The horrific abuses in implementing China’s one-child policy have really set us back. To this day they make it hard to have productive conversations about sustainable population, because people fear that you want nations to enact that kind of policy. So my answer to that question is always to allay those fears. We don’t need a one-child policy. We need a one-child norm. If every couple around the world is armed with the knowledge that we’re in overshoot, and understands the implications of their family-size decision on the quality of life – even the survival – of their child, then I believe they’ll do the right thing without any outside compulsion.

We do need to keep raising the bar on this. By that I mean that we need to get to a point where it’s not offensive to talk about it being “irresponsible” or “immoral” to conceive multiple children. Right now we seem to be hung up on the idea that procreative freedom is an inalienable right. Well, that right may be taken from us if we don’t exercise that freedom responsibly.

Today, everyone should know we’re in overshoot, but sadly that’s not yet the case. But anyone who does know has a responsibility to have at most one child. If we can make one-child families the norm, and get the global average fertility down to one and keep it there for 100 years, then we’ll be back near a sustainable population without enacting any laws. That will require political will, good public communication campaigns, free or low-cost contraception, lots of education, gender equity, and possibly some tweaks in tax law and welfare policy to incentivize smaller families. But it won’t require any violations of human rights. It’s humane and it’s voluntary. A few nations have already demonstrated that this works.

It is a shame we didn’t understand we were approaching overshoot early in the twentieth century. It would have been so much easier to stop growing human numbers at a sustainable level. Instead we’ve blown way past the mark (studies indicate we did that in the 1970s), making it harder now to get where we need to be, and causing serious injury to our life-support systems, actually chipping away at their carrying capacity. It’s almost too late to correct our error, so we do need to stop tap-dancing around the issue.

I feel I must be clear that I firmly believe we need to put just as much effort into achieving one-child families in the overdeveloped world as we do in the developing world. The reason should be obvious. The impact of one additional child in the overconsuming world is huge and immediate. And an additional child in the developing world adds to the number of people who want to be overconsumers (and have every right to at least live decent lives, which do have significant footprints). We have little reason to celebrate getting down to replacement fertility rate in the U.S. The trend is good, but we can’t stop there since we’re unwilling, apparently, to live very simple, monastic lives.

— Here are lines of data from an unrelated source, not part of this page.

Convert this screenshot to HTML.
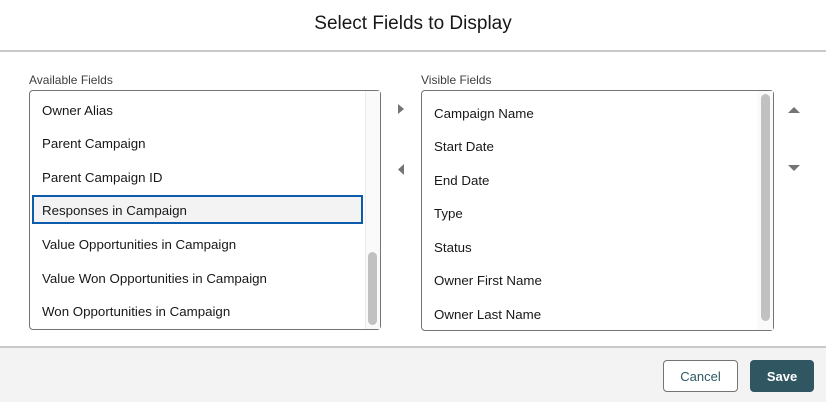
<!DOCTYPE html>
<html><head><style>
*{margin:0;padding:0;box-sizing:border-box}
body{width:826px;height:402px;background:#fff;font-family:"Liberation Sans",sans-serif;color:#181818;position:relative;overflow:hidden}
.title{position:absolute;top:2px;left:0;width:826px;height:48px;line-height:44px;text-align:center;font-size:19px;color:#181818}
.hr{position:absolute;top:50px;left:0;width:826px;height:2px;background:#c9c9c9}
.lbl{position:absolute;font-size:12px;color:#3e3e3c;top:73px}
.box{position:absolute;border:1px solid #747474;border-radius:4px;background:#fff}
.item{position:absolute;font-size:13.3px;line-height:16px;white-space:nowrap}
.track{position:absolute;background:#fafafa;border-left:1px solid #ececec}
.thumb{position:absolute;background:#c1c1c1;border-radius:5px}
.sel{position:absolute;left:32px;top:195px;width:331px;height:29px;background:#f3f3f3;border:2px solid #0b5cab}
.foot{position:absolute;top:346px;left:0;width:826px;height:56px;background:#f3f3f3;border-top:2px solid #c9c9c9}
.btn{position:absolute;top:360px;height:32px;border-radius:4px;font-size:13px;text-align:center;line-height:31px}
</style></head><body>
<div class="title">Select Fields to Display</div>
<div class="hr"></div>
<div class="lbl" style="left:29px">Available Fields</div>
<div class="lbl" style="left:421px">Visible Fields</div>

<div class="box" style="left:29px;top:90px;width:352px;height:240px"></div>
<div class="track" style="left:365px;top:91px;width:15px;height:238px"></div>
<div class="thumb" style="left:368px;top:252px;width:9px;height:73px"></div>
<div class="sel"></div>
<div class="item" style="left:42px;top:103px">Owner Alias</div>
<div class="item" style="left:42px;top:136px">Parent Campaign</div>
<div class="item" style="left:42px;top:170px">Parent Campaign ID</div>
<div class="item" style="left:42px;top:203px">Responses in Campaign</div>
<div class="item" style="left:42px;top:237px">Value Opportunities in Campaign</div>
<div class="item" style="left:42px;top:271px">Value Won Opportunities in Campaign</div>
<div class="item" style="left:42px;top:304px">Won Opportunities in Campaign</div>

<svg style="position:absolute;left:396px;top:102px" width="12" height="80"><path d="M2 2 L8 7 L2 12Z" fill="#747474"/><path d="M8 62 L2 67.5 L8 73Z" fill="#747474"/></svg>

<div class="box" style="left:421px;top:90px;width:353px;height:241px"></div>
<div class="track" style="left:757px;top:91px;width:16px;height:239px;border-left:none;background:#fafafa"></div>
<div class="thumb" style="left:761px;top:94px;width:9px;height:227px"></div>
<div class="item" style="left:434px;top:106px">Campaign Name</div>
<div class="item" style="left:434px;top:139px">Start Date</div>
<div class="item" style="left:434px;top:173px">End Date</div>
<div class="item" style="left:434px;top:206px">Type</div>
<div class="item" style="left:434px;top:240px">Status</div>
<div class="item" style="left:434px;top:273px">Owner First Name</div>
<div class="item" style="left:434px;top:307px">Owner Last Name</div>

<svg style="position:absolute;left:786px;top:100px" width="16" height="76"><path d="M2 13 L8 7 L14 13Z" fill="#747474"/><path d="M2 65 L8 71 L14 65Z" fill="#747474"/></svg>

<div class="foot"></div>
<div class="btn" style="left:663px;width:75px;background:#fff;border:1px solid #747474;color:#2e5a63">Cancel</div>
<div class="btn" style="left:750px;width:64px;background:#2f5661;color:#fff;font-weight:bold;border:1px solid #2f5661">Save</div>
</body></html>
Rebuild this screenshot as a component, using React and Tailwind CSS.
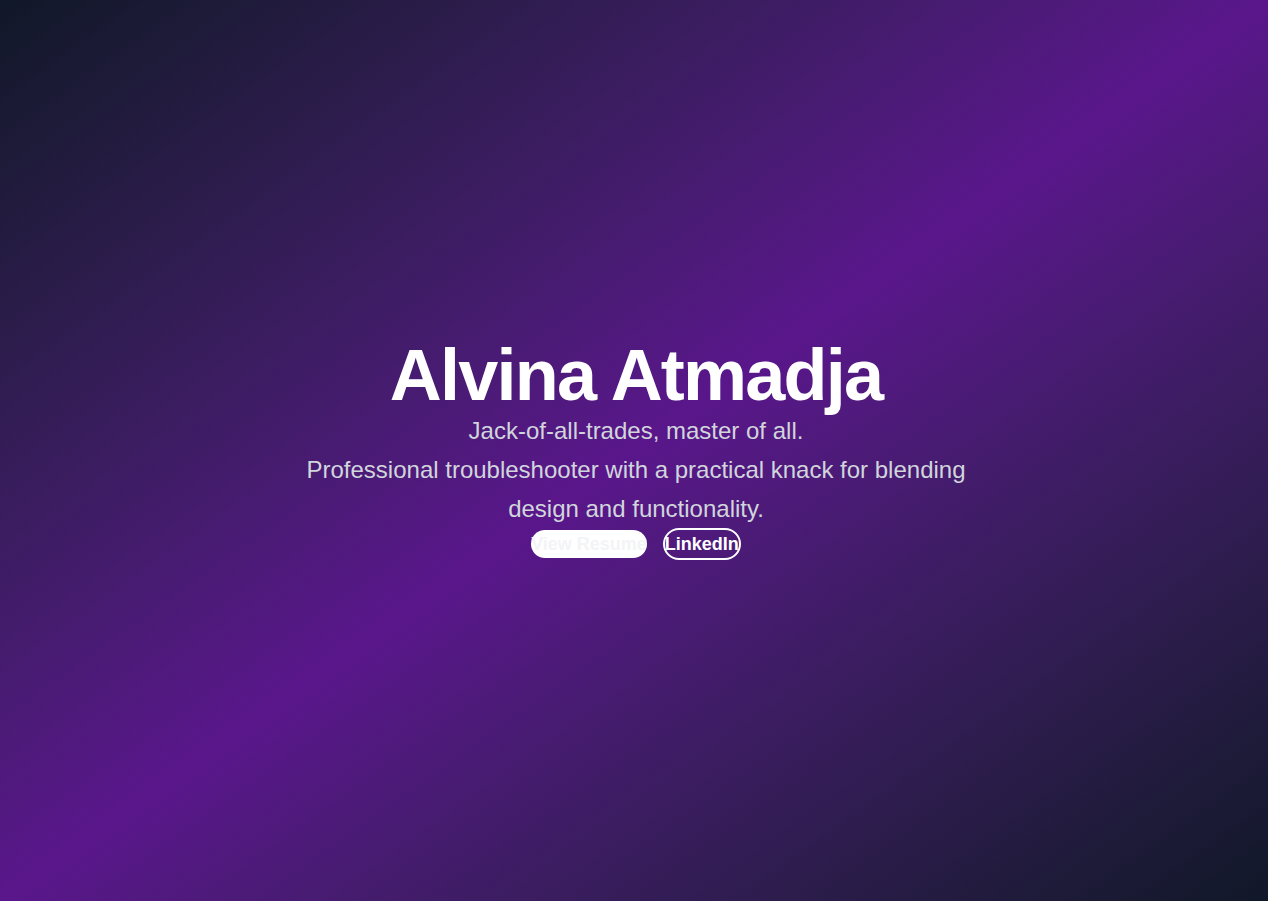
export default function App() {
  return (
    <div
      className="min-h-screen w-full flex flex-col items-center justify-center text-center pl-1 pb-0.5 bg-linear-to-br from-gray-900 via-purple-900 to-gray-900"
      style={{ fontFamily: '"Liberation Sans", Arial, sans-serif' }}
    >
      <h1 className="text-7xl leading-none font-bold tracking-tight text-white">
        Alvina Atmadja
      </h1>
      <p className="text-2xl leading-relaxed text-gray-300 max-w-2xl">
        Jack-of-all-trades, master of all.
        <br />
        Professional troubleshooter with a practical knack for blending design and functionality.
      </p>
      <div className="flex items-center gap-4">
        <a className="bg-white text-gray-100 font-bold text-lg rounded-full cursor-pointer">
          View Resume
        </a>
        <a className="border-2 border-white text-white font-bold text-lg rounded-full cursor-pointer">
          LinkedIn
        </a>
      </div>
    </div>
  );
}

Speaking of Paul Watson and his break with Greenpeace, what’s your take on those who have been drawn into more direct action, confrontational tactics against some of the more ghastly impacts of human population and the runaway growth and consumption it fuels like a flywheel running on its own momentum, be it the slaughter of whales and horrors wrought by the shark finning fleets across the world’s oceans or the clear-cutting of forests and mountain top removals? Watson decided it was time to start ramming the Japanese whalers and the monkey-wrench man himself, Edward Abbey, drafted what became the manifesto of sorts for Earth First! with their tree-spiking hijinx. Then came ELF and their own eco-anarchistic actions, albeit often with a Tyler Durden-esque flair. Do you feel such actions are dead-end streets that do more harm than good or do you feel that they’ve just arrived at a last resort scenario faster than the rest of the movement?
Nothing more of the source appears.